A FURB reúne hoje 17 estudantes integrantes da Afroblu, originários de diferentes países da África, incluindo Angola, Cabo Verde, Camarões e Guiné Bissau. Já passaram por aqui também estudantes de Moçambique e São Tomé e Príncipe. Dos 54 países independentes que compõem o continente africano, sete têm a língua portuguesa como idioma oficial, sendo Guiné Equatorial o último a adotar o idioma.

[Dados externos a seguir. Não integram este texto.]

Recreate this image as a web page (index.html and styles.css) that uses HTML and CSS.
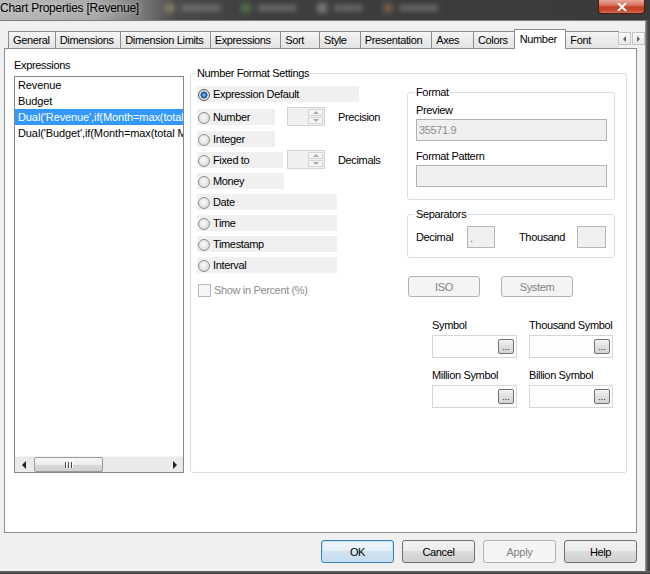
FILE: index.html
```html
<!DOCTYPE html>
<html>
<head>
<meta charset="utf-8">
<link rel="stylesheet" href="styles.css">
</head>
<body>
<div class="window">
  <div class="titlebar">
    <span class="title">Chart Properties [Revenue]</span>
    <div class="blurs">
      <span class="bl ic y"></span><span class="bl tx w40"></span>
      <span class="bl ic g"></span><span class="bl tx w40"></span>
      <span class="bl ic w"></span><span class="bl tx w30"></span>
      <span class="bl ic o"></span><span class="bl tx w40"></span>
    </div>
    <div class="close"><svg width="10" height="8" viewBox="0 0 10 8"><path d="M1.5 0.5 L8.5 7.5 M8.5 0.5 L1.5 7.5" stroke="#fff" stroke-width="2" stroke-linecap="square"/></svg></div>
  </div>
  <div class="middle">
    <div class="dialog">
      <div class="tabstrip">
        <div class="tab first w-general">General</div>
        <div class="tab w-dims">Dimensions</div>
        <div class="tab w-dimlim">Dimension Limits</div>
        <div class="tab w-expr">Expressions</div>
        <div class="tab w-sort">Sort</div>
        <div class="tab w-style">Style</div>
        <div class="tab w-pres">Presentation</div>
        <div class="tab w-axes">Axes</div>
        <div class="tab w-colors">Colors</div>
        <div class="tab sel w-number">Number</div>
        <div class="tab w-font">Font</div>
        <div class="tabscroll">
          <div class="tsb"><span class="tri-l small"></span></div>
          <div class="tsb"><span class="tri-r small"></span></div>
        </div>
      </div>
      <div class="panel">
        <div class="leftcol">
          <div class="lbl">Expressions</div>
          <div class="listbox">
            <div class="items">
              <div class="item">Revenue</div>
              <div class="item">Budget</div>
              <div class="item selected">Dual('Revenue',if(Month=max(total</div>
              <div class="item">Dual('Budget',if(Month=max(total M</div>
            </div>
            <div class="hscroll">
              <div class="sarrow"><span class="tri-l"></span></div>
              <div class="thumb"><span class="grip"></span><span class="grip"></span><span class="grip"></span></div>
              <div class="track"></div>
              <div class="sarrow"><span class="tri-r"></span></div>
            </div>
          </div>
        </div>
        <div class="group nfs">
          <span class="legend">Number Format Settings</span>
          <div class="radios">
            <div class="opt r1 w162"><span class="radio on"></span><span class="otext">Expression Default</span></div>
            <div class="spinrow r2">
              <div class="opt w78"><span class="radio"></span><span class="otext">Number</span></div>
              <div class="spin"><div class="spin-field"></div><div class="spin-btns"><div class="sb"><span class="tri-u"></span></div><div class="sb"><span class="tri-d"></span></div></div></div>
              <span class="spinlbl">Precision</span>
            </div>
            <div class="opt w78"><span class="radio"></span><span class="otext">Integer</span></div>
            <div class="spinrow">
              <div class="opt w86"><span class="radio"></span><span class="otext">Fixed to</span></div>
              <div class="spin"><div class="spin-field"></div><div class="spin-btns"><div class="sb"><span class="tri-u"></span></div><div class="sb"><span class="tri-d"></span></div></div></div>
              <span class="spinlbl">Decimals</span>
            </div>
            <div class="opt w87"><span class="radio"></span><span class="otext">Money</span></div>
            <div class="opt w140"><span class="radio"></span><span class="otext">Date</span></div>
            <div class="opt w140"><span class="radio"></span><span class="otext">Time</span></div>
            <div class="opt w140"><span class="radio"></span><span class="otext">Timestamp</span></div>
            <div class="opt w140"><span class="radio"></span><span class="otext">Interval</span></div>
            <div class="check"><span class="cbox"></span><span class="ctext">Show in Percent (%)</span></div>
          </div>
          <div class="rightcol">
            <div class="group fmt">
              <span class="legend">Format</span>
              <div class="flbl">Preview</div>
              <div class="field dis">35571.9</div>
              <div class="flbl gap">Format Pattern</div>
              <div class="field dis"></div>
            </div>
            <div class="group sep">
              <span class="legend">Separators</span>
              <div class="seprow">
                <span class="slbl dec">Decimal</span>
                <div class="sfield d">.</div>
                <span class="slbl th">Thousand</span>
                <div class="sfield t"></div>
              </div>
            </div>
            <div class="isorow">
              <div class="btn disabled iso">ISO</div>
              <div class="btn disabled sys">System</div>
            </div>
            <div class="symbols">
              <div class="sym">
                <div class="symlbl">Symbol</div>
                <div class="symfield"><div class="ell">...</div></div>
              </div>
              <div class="sym">
                <div class="symlbl">Thousand Symbol</div>
                <div class="symfield"><div class="ell">...</div></div>
              </div>
              <div class="sym">
                <div class="symlbl">Million Symbol</div>
                <div class="symfield"><div class="ell">...</div></div>
              </div>
              <div class="sym">
                <div class="symlbl">Billion Symbol</div>
                <div class="symfield"><div class="ell">...</div></div>
              </div>
            </div>
          </div>
        </div>
      </div>
      <div class="buttons">
        <div class="btn dlg default">OK</div>
        <div class="btn dlg">Cancel</div>
        <div class="btn dlg disabled">Apply</div>
        <div class="btn dlg">Help</div>
      </div>
    </div>
    <div class="frame-r"></div>
  </div>
  <div class="frame-b"></div>
</div>
</body>
</html>
```

FILE: styles.css
```css
* { box-sizing: border-box; }
html, body { margin: 0; padding: 0; }
body {
  width: 650px; height: 574px; overflow: hidden;
  background: #3a3a3a;
  font-family: "Liberation Sans", Arial, sans-serif;
  font-size: 11px; letter-spacing: -0.35px; color: #000;
}
.window { display: flex; flex-direction: column; width: 650px; height: 574px; }

/* title bar */
.titlebar {
  height: 20px; display: flex; align-items: flex-start;
  background: linear-gradient(90deg, #b9b9b9 0, #a9a9a9 95px, #7c7c7c 140px, #4a4a4a 175px, #3e3e3e 260px, #3a3a3a 100%);
}
.title { font-size: 12px; letter-spacing: -0.25px; line-height: 14px; padding-top: 1px; white-space: nowrap; color: #000;
  text-shadow: 0 0 6px rgba(255,255,255,0.6); }
.blurs { display: flex; align-items: center; height: 16px; margin-left: 12px; gap: 6px; opacity: 0.35; }
.bl { display: block; height: 8px; border-radius: 3px; filter: blur(2.5px); }
.bl.ic { width: 10px; height: 10px; margin-left: 14px; }
.bl.tx { background: #bbb; height: 6px; }
.bl.y { background: #d8c070; }
.bl.g { background: #70c050; }
.bl.w { background: #e0e0e0; }
.bl.o { background: #d89050; }
.w40 { width: 40px; } .w30 { width: 30px; }
.close {
  margin-left: auto; margin-right: 5px; width: 47px; height: 14px;
  display: flex; align-items: center; justify-content: center;
  border: 1px solid #4a1a10; border-top: none; border-radius: 0 0 4px 4px;
  background: linear-gradient(#e9a797 0, #d87360 40%, #c23f26 55%, #c9482c 80%, #d9735a 100%);
}

/* main */
.middle { display: flex; height: 551px; }
.dialog { width: 645px; background: #f0f0f0; border-top: 1px solid #7d7d7d; display: flex; flex-direction: column; }
.frame-r { width: 5px; background: linear-gradient(90deg, #a7a7a7 0, #7b7b7b 1px, #575757 2px, #444 4px, #3a3a3a 5px); }
.frame-b { height: 3px; background: linear-gradient(#6a6a6a, #3a3a3a); }

/* tabs */
.tabstrip { display: flex; align-items: flex-end; height: 20px; margin-top: 8px; padding-left: 8px; }
.tab {
  height: 17px; margin-bottom: 1px; margin-left: -1px;
  border: 1px solid #898c95; border-bottom: none;
  background: linear-gradient(#f6f6f6, #ebebeb 50%, #e3e3e3);
  padding-left: 4px; padding-top: 1px; line-height: 15px; white-space: nowrap; overflow: hidden;
}
.tab.first { margin-left: 0; }
.tab.sel { position: relative; z-index: 1; height: 20px; margin-bottom: 0; background: #fff; line-height: 17px; padding-left: 5px; padding-top: 1px; }
.w-general { width: 48px; } .w-dims { width: 67px; } .w-dimlim { width: 91px; }
.w-expr { width: 72px; } .w-sort { width: 40px; } .w-style { width: 42px; }
.w-pres { width: 73px; } .w-axes { width: 43px; } .w-colors { width: 42px; }
.w-number { width: 53px; } .w-font { width: 54px; border-right: none; }
.tabscroll { display: flex; margin-left: -1px; margin-bottom: 4px; gap: 1px; }
.tsb {
  width: 13px; height: 13px; border: 1px solid #c4c4c4; background: linear-gradient(#fbfbfb, #e9e9e9);
  display: flex; align-items: center; justify-content: center;
}
.tri-l, .tri-r, .tri-u, .tri-d { display: block; width: 0; height: 0; }
.tri-l { border-top: 4px solid transparent; border-bottom: 4px solid transparent; border-right: 4px solid #222; }
.tri-r { border-top: 4px solid transparent; border-bottom: 4px solid transparent; border-left: 4px solid #222; }
.tri-l.small { border-top-width: 3px; border-bottom-width: 3px; border-right: 3px solid #666; }
.tri-r.small { border-top-width: 3px; border-bottom-width: 3px; border-left: 3px solid #666; }
.tri-u { border-left: 3px solid transparent; border-right: 3px solid transparent; border-bottom: 3px solid #a8a8a8; }
.tri-d { border-left: 3px solid transparent; border-right: 3px solid transparent; border-top: 3px solid #a8a8a8; }

/* panel */
.panel {
  margin-left: 4px; margin-top: -1px; width: 633px; height: 485px;
  border: 1px solid #898c95; background: #fff;
  display: flex; align-items: flex-start; padding: 9px 0 0 9px;
}
.leftcol { width: 170px; }
.lbl { line-height: 14px; height: 14px; margin-left: 0; }
.listbox {
  margin-top: 4px; height: 397px; border: 1px solid #828790; background: #fff;
  display: flex; flex-direction: column;
}
.items { flex: 1; overflow: hidden; }
.item { height: 16px; line-height: 16px; padding-left: 3px; white-space: nowrap; overflow: hidden; letter-spacing: -0.1px; }
.item.selected { background: #3399ff; color: #fff; }
.hscroll { height: 16px; display: flex; align-items: center; background: #eaeaea; border-top: 1px solid #f4f4f4; }
.sarrow { width: 17px; height: 15px; display: flex; align-items: center; justify-content: center; }
.thumb {
  width: 69px; height: 15px; margin-left: 2px; border: 1px solid #9a9a9a; border-radius: 2px;
  background: linear-gradient(#f7f7f7, #ececec 50%, #d9d9d9 51%, #d2d2d2);
  display: flex; align-items: center; justify-content: center; gap: 1px;
}
.grip { display: block; width: 1px; height: 6px; background: #4a4a4a; box-shadow: 1px 0 0 #fff; margin-right: 1px; }
.track { flex: 1; }

/* group boxes */
.group { position: relative; border: 1px solid #d5dfe5; border-radius: 3px; }
.legend { position: absolute; top: -7px; left: 5px; line-height: 13px; padding: 0 1px; background: #fff; white-space: nowrap; }
.nfs { margin-top: 15px; margin-left: 6px; width: 437px; height: 400px; display: flex; align-items: flex-start; }
.radios { width: 200px; margin-left: 6px; margin-top: 12px; display: flex; flex-direction: column; gap: 5px; }
.opt { height: 16px; display: flex; align-items: center; background: #f0f0f0; white-space: nowrap; }
.r1 { margin-bottom: 2px; }
.r2 { margin-bottom: 1px; }
.w162 { width: 162px; } .w78 { width: 78px; } .w86 { width: 86px; } .w87 { width: 87px; } .w140 { width: 140px; }
.radio {
  display: block; flex: none; width: 12px; height: 12px; margin-left: 1px; margin-top: 2px; border-radius: 50%;
  border: 1px solid #8e8f8f;
  background: radial-gradient(circle at 45% 40%, #fbfbfb 0, #e6e6e6 50%, #cfcfcf 100%);
}
.radio.on { background: radial-gradient(circle at 50% 50%, #8ccdf5 0, #2a7bc5 2px, #1c4f8a 3.2px, #dcdcdc 3.8px, #f2f2f2 100%); border-color: #5a5a5a; }
.otext { margin-left: 3px; }
.spinrow { display: grid; grid-template-columns: 90px 38px auto; grid-template-rows: 16px; align-items: center; height: 16px; }
.spin { width: 38px; height: 19px; display: flex; border: 1px solid #d3d3d3; background: #f0f0f0; align-self: center; margin-top: -1px; }
.spin-field { flex: 1; }
.spin-btns { width: 16px; display: flex; flex-direction: column; padding: 1px 1px 1px 0; gap: 1px; }
.sb { flex: 1; border: 1px solid #d5d5d5; background: #f5f5f5; display: flex; align-items: center; justify-content: center; }
.spinlbl { margin-left: 13px; line-height: 14px; }
.check { display: flex; align-items: center; height: 14px; margin-top: 5px; }
.cbox { display: block; width: 13px; height: 13px; margin-left: 1px; border: 1px solid #b8b8b8; background: #f6f6f6; }
.ctext { margin-left: 3px; color: #8d8d8d; }

.rightcol { width: 208px; margin-left: 10px; margin-top: 18px; }
.fmt { height: 108px; padding: 10px 8px 0 8px; }
.fmt .legend, .sep .legend { left: 7px; }
.flbl { line-height: 14px; height: 14px; }
.flbl.gap { margin-top: 8px; }
.field { margin-top: 2px; height: 22px; width: 191px; }
.field.dis { background: #f0f0f0; border: 1px solid #b1b1b1; color: #8d8d8d; padding-left: 2px; line-height: 20px; }
.sep { margin-top: 14px; height: 44px; padding: 11px 8px 0 8px; }
.seprow { display: flex; align-items: center; height: 22px; }
.slbl.dec { width: 51px; }
.slbl.th { width: 58px; margin-left: 24px; }
.sfield { height: 22px; border: 1px solid #b6b6b6; background: #f0f0f0; color: #777; padding-left: 2px; line-height: 22px; }
.sfield.d { width: 28px; }
.sfield.t { width: 29px; }
.isorow { display: flex; margin-top: 18px; margin-left: 1px; gap: 21px; }
.btn {
  display: flex; align-items: center; justify-content: center; white-space: nowrap;
  border: 1px solid #707070; border-radius: 3px;
  background: linear-gradient(#f2f2f2 0, #ebebeb 49%, #dddddd 50%, #cfcfcf 100%);
}
.btn.iso, .btn.sys { width: 72px; height: 21px; }
.btn.disabled { border-color: #adb2b5; background: #f4f4f4; color: #838383; }
.symbols { margin-top: 21px; margin-left: 25px; display: grid; grid-template-columns: 85px 84px; column-gap: 12px; row-gap: 10px; }
.symlbl { line-height: 14px; height: 14px; white-space: nowrap; }
.symfield {
  margin-top: 3px; height: 23px; border: 1px solid #d6d6d6; background: #fdfdfd;
  display: flex; justify-content: flex-end; align-items: center; padding-right: 2px;
}
.ell {
  width: 16px; height: 15px; border: 1px solid #707070; border-radius: 2px;
  background: linear-gradient(#f4f4f4, #e0e0e0 50%, #d4d4d4);
  font-size: 9px; line-height: 15px; text-align: center; letter-spacing: 0; color: #222;
}

/* dialog buttons */
.buttons { display: flex; justify-content: flex-end; gap: 8px; padding-right: 8px; margin-top: 7px; }
.btn.dlg { width: 73px; height: 23px; }
.btn.default { border-color: #3c7fb1; background: linear-gradient(#f1f7fb 0, #e3eef6 49%, #d3e4f1 50%, #c6dcee 100%); box-shadow: inset 0 0 0 1px #bfe3f8; }
.btn.dlg.disabled { border-color: #adb2b5; background: #f4f4f4; color: #838383; }
```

A Comunidade dos Países de Língua Portuguesa (CPLP) reúne ao todo nove países (Angola, Brasil, Cabo Verde, Guiné Bissau, Guiné Equatorial, Moçambique, Portugal, São Tomé e Príncipe e Timor Leste). Nos depoimentos de estudantes africanos na FURB, aparece com frequência o estranhamento de quem ainda acha que África é um país e não um continente, reforçando a necessidade de ações de educação e conscientização.

Núcleo de Estudos Afrobrasileiros (NEAB) da FURB, estudantes, professores e a comunidade em geral. / Foto: Lucas Gonçalves.

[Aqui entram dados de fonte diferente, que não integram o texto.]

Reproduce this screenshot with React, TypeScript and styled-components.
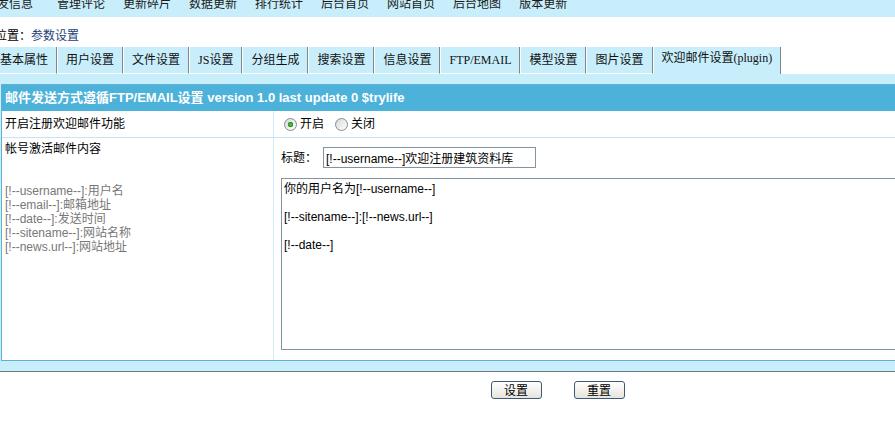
import React from "react";
import styled, { createGlobalStyle } from "styled-components";

const GlobalST = createGlobalStyle`
    html, body {
        margin: 0;
        padding: 0;
        background: #fff;
        overflow: hidden;
    }
    body {
        font-family: "Liberation Sans", "Noto Sans CJK SC", sans-serif;
        font-size: 12px;
        color: #000;
    }
`;

const PageST = styled.div`
    width: 1115px;
`;

const NavST = styled.div`
    height: 26px;
    margin-top: -9px;
    background: #c9eefb;
    display: flex;
    align-items: center;
    gap: 18px;
`;

const NavItemST = styled.span`
    line-height: 14px;
    color: #1a1a1a;
    white-space: nowrap;
    &:first-child {
        margin-left: -15px;
        margin-right: 6px;
    }
`;

const CrumbST = styled.div`
    margin: 12px 0 4px -5px;
    line-height: 14px;
    & a {
        color: #1d3f78;
        text-decoration: none;
    }
`;

const TabRowST = styled.div`
    display: flex;
    align-items: flex-end;
    & > span:first-child {
        margin-left: -9px;
    }
`;

const TabST = styled.span<{ $active?: boolean }>`
    padding: 0 8px;
    height: ${(p) => (p.$active ? "27px" : "26px")};
    line-height: ${(p) => (p.$active ? "22px" : "26px")};
    background: #c9eefb;
    border-left: 1px solid #fff;
    border-right: 1px solid #7b878b;
    border-bottom: ${(p) => (p.$active ? "none" : "1px solid #fff")};
    font-family: "Liberation Serif", "Noto Sans CJK SC", serif;
    white-space: nowrap;
    color: #111;
`;

const FrameST = styled.div`
    background: #c9eefb;
    padding: 10px 0 10px 1px;
    border-bottom: 1px solid #6d7b80;
`;

const PanelST = styled.div`
    border: 1px solid #5fb0d2;
    background: #fff;
`;

const HeadST = styled.div`
    height: 26px;
    line-height: 26px;
    padding-left: 3px;
    background: #4cb2da;
    color: #fff;
    font-weight: bold;
    font-size: 13px;
    white-space: nowrap;
`;

const RowST = styled.div<{ $h: number; $last?: boolean }>`
    display: grid;
    grid-template-columns: 272px 1fr;
    height: ${(p) => p.$h}px;
    border-bottom: ${(p) => (p.$last ? "none" : "1px solid #c5e5f3")};
`;

const LabelCellST = styled.div<{ $center?: boolean }>`
    border-right: 1px solid #d2ebf6;
    padding: ${(p) => (p.$center ? "0 3px" : "4px 3px")};
    display: ${(p) => (p.$center ? "flex" : "block")};
    align-items: center;
    line-height: 14px;
`;

const ValueCellST = styled.div<{ $center?: boolean }>`
    padding: ${(p) => (p.$center ? "0 0 0 10px" : "9px 0 0 7px")};
    display: ${(p) => (p.$center ? "flex" : "block")};
    align-items: center;
`;

const HintST = styled.div`
    margin-top: 28px;
    color: #777;
    line-height: 14px;
`;

const RadioLabelST = styled.label`
    display: inline-flex;
    align-items: center;
    gap: 3px;
    margin-right: 11px;
    line-height: 14px;
`;

const RadioST = styled.input`
    appearance: none;
    margin: 0;
    width: 13px;
    height: 13px;
    border-radius: 50%;
    border: 1px solid #7c8f9c;
    background: linear-gradient(135deg, #d8d8d0, #fff);
    box-sizing: border-box;
    &:checked {
        background: radial-gradient(circle at center, #5cc544 0, #2f8f21 2.5px, transparent 3px),
            linear-gradient(135deg, #d8d8d0, #fff);
    }
`;

const TitleLineST = styled.div`
    display: flex;
    align-items: center;
    gap: 6px;
    line-height: 14px;
`;

const InputST = styled.input`
    width: 213px;
    height: 21px;
    box-sizing: border-box;
    border: 1px solid #8393a0;
    padding: 0 2px;
    font: 12px "Liberation Sans", "Noto Sans CJK SC", sans-serif;
    color: #000;
`;

const AreaST = styled.textarea`
    display: block;
    margin-top: 10px;
    width: 820px;
    height: 172px;
    box-sizing: border-box;
    border: 1px solid #8393a0;
    padding: 3px 2px;
    font: 12px/14px "Liberation Sans", "Noto Sans CJK SC", sans-serif;
    color: #000;
    resize: none;
    overflow: hidden;
`;

const ButtonsST = styled.div`
    display: flex;
    justify-content: center;
    gap: 32px;
    margin-top: 9px;
`;

const BtnST = styled.button`
    width: 51px;
    height: 18px;
    padding: 0;
    border: 1px solid #3c5a78;
    border-radius: 3px;
    background: linear-gradient(#ffffff, #e6e4dc);
    font: 12px/14px "Noto Sans CJK SC", sans-serif;
    color: #000;
`;

const navs = ["收发信息", "管理评论", "更新碎片", "数据更新", "排行统计", "后台首页", "网站首页", "后台地图", "版本更新"];
const tabs = ["基本属性", "用户设置", "文件设置", "JS设置", "分组生成", "搜索设置", "信息设置", "FTP/EMAIL", "模型设置", "图片设置", "欢迎邮件设置(plugin)"];
const hints = [
    "[!--username--]:用户名",
    "[!--email--]:邮箱地址",
    "[!--date--]:发送时间",
    "[!--sitename--]:网站名称",
    "[!--news.url--]:网站地址",
];

export default function App() {
    return (
        <PageST>
            <GlobalST />
            <NavST>
                {navs.map((n) => (
                    <NavItemST key={n}>{n}</NavItemST>
                ))}
            </NavST>
            <CrumbST>
                位置：<a href="#">参数设置</a>
            </CrumbST>
            <TabRowST>
                {tabs.map((t, i) => (
                    <TabST key={t} $active={i === tabs.length - 1}>
                        {t}
                    </TabST>
                ))}
            </TabRowST>
            <FrameST>
                <PanelST>
                    <HeadST>邮件发送方式遵循FTP/EMAIL设置 version 1.0 last update 0 $trylife</HeadST>
                    <RowST $h={26}>
                        <LabelCellST $center>开启注册欢迎邮件功能</LabelCellST>
                        <ValueCellST $center>
                            <RadioLabelST>
                                <RadioST type="radio" name="open" defaultChecked />
                                开启
                            </RadioLabelST>
                            <RadioLabelST>
                                <RadioST type="radio" name="open" />
                                关闭
                            </RadioLabelST>
                        </ValueCellST>
                    </RowST>
                    <RowST $h={222} $last>
                        <LabelCellST>
                            帐号激活邮件内容
                            <HintST>
                                {hints.map((h) => (
                                    <div key={h}>{h}</div>
                                ))}
                            </HintST>
                        </LabelCellST>
                        <ValueCellST>
                            <TitleLineST>
                                标题：
                                <InputST defaultValue="[!--username--]欢迎注册建筑资料库" />
                            </TitleLineST>
                            <AreaST
                                defaultValue={"你的用户名为[!--username--]\n\n[!--sitename--]:[!--news.url--]\n\n[!--date--]"}
                            />
                        </ValueCellST>
                    </RowST>
                </PanelST>
            </FrameST>
            <ButtonsST>
                <BtnST>设置</BtnST>
                <BtnST>重置</BtnST>
            </ButtonsST>
        </PageST>
    );
}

O primeiro grupo de estudantes africanos a vir para Blumenau estudar na FURB chegou à cidade no segundo semestre de 2006 a partir de uma parceria com a empresa petrolífera Sonangol e a universidade. Tive a oportunidade de entrevistar parte do grupo juntamente com a repórter fotográfica Rafaela Martins – quando atuei como repórter em jornal impresso na cidade – para produção da série de reportagem Negra Blumenau, publicada em 2007, sobre as heranças africanas na formação histórica do município. Mais tarde, na pesquisa de mestrado[1], estudei a participação da imprensa na construção da identidade germânica de Blumenau e como esta narrativa predominante contribui para ocultar e invisibilizar outras etnias e culturas.

Uma das entrevistas mais marcantes que fiz para a dissertação foi com o professor aposentado da FURB, doutor em Literatura Inglesa (UFSC) e em Estudos da Tradução (UFSC), José Endoença Martins, intelectual respeitado, cujas palavras reproduzo na integralidade: “A pluralidade que se deseja virá de fora, como uma ação de implosão de ‘o alemânico espírito’. Ou seja, a pluralidade resultará de uma cunha cultural, externa, que provocará uma brecha na germanidade local, forçando-a abrir-se e a impregnar-se de outras culturas”. Suspeito de que Endoença estava certo. E por isso considero a Semana da África um potencial para pensar a diversidade regional.

Ao final da roda de conversa, troquei impressões com algumas pessoas, entre elas um jovem graduado na FURB. Ele demonstrava certo incômodo com o rumo tomado na discussão, quando me disse: “Eu lembro do que ouvi da minha irmã outro dia: às vezes parece que a gente vai querer medir sofrimentos. Buscar quem mais sofreu. Minha avó é alemã e na época da Segunda Guerra Mundial ela foi proibida de falar alemão. Era castigada e obrigada a ajoelhar sobre o milho caso desobedecesse. Eles [os alemães] também sofreram”. Eu parei, pensei e respondi: “A diferença é que alguns ainda estão sofrendo!”. Ele concordou, sinalizando positivamente com a cabeça. E deixamos a sala. Afinal, quando a dor do outro pode ser a minha dor?

[1] O trabalho foi orientado pelo prof. Dr. Jorge Kanehide Ijuim e defendido em 2016, no Programa de Pós Graduação em Jornalismo da Universidade Federal de Santa Catarina (UFSC). Pode ser consultado na íntegra pelo link: https://repositorio.ufsc.br/handle/123456789/174028

 

Ainda dá tempo de conferir a programação da 4ª Semana da África:

Sexta-feira, 24

18h30 – apresentação do livro “A fonte da inspiração”, de Ricardo Mpova. Desfile “A diferença que condiz”, da marca UbuntuDNA. Apresentação de dança “Samba vs Semba”, sessão de poesia, shows musicais, além da presença do Grupo Maracatu Capivara e performances da dança cigana, com Patricia Schneide. Todas as atividades ocorrerão no galpão de arquitetura.

Sábado, 25

16h30 – Oficina e apresentação de capoeira, no Parque Ramiro Ruediger.

21h – Festa Made in África, OAB sede social

 

* Magali Moser é jornalista, doutoranda em Jornalismo na UFSC e bolsista Fapesc.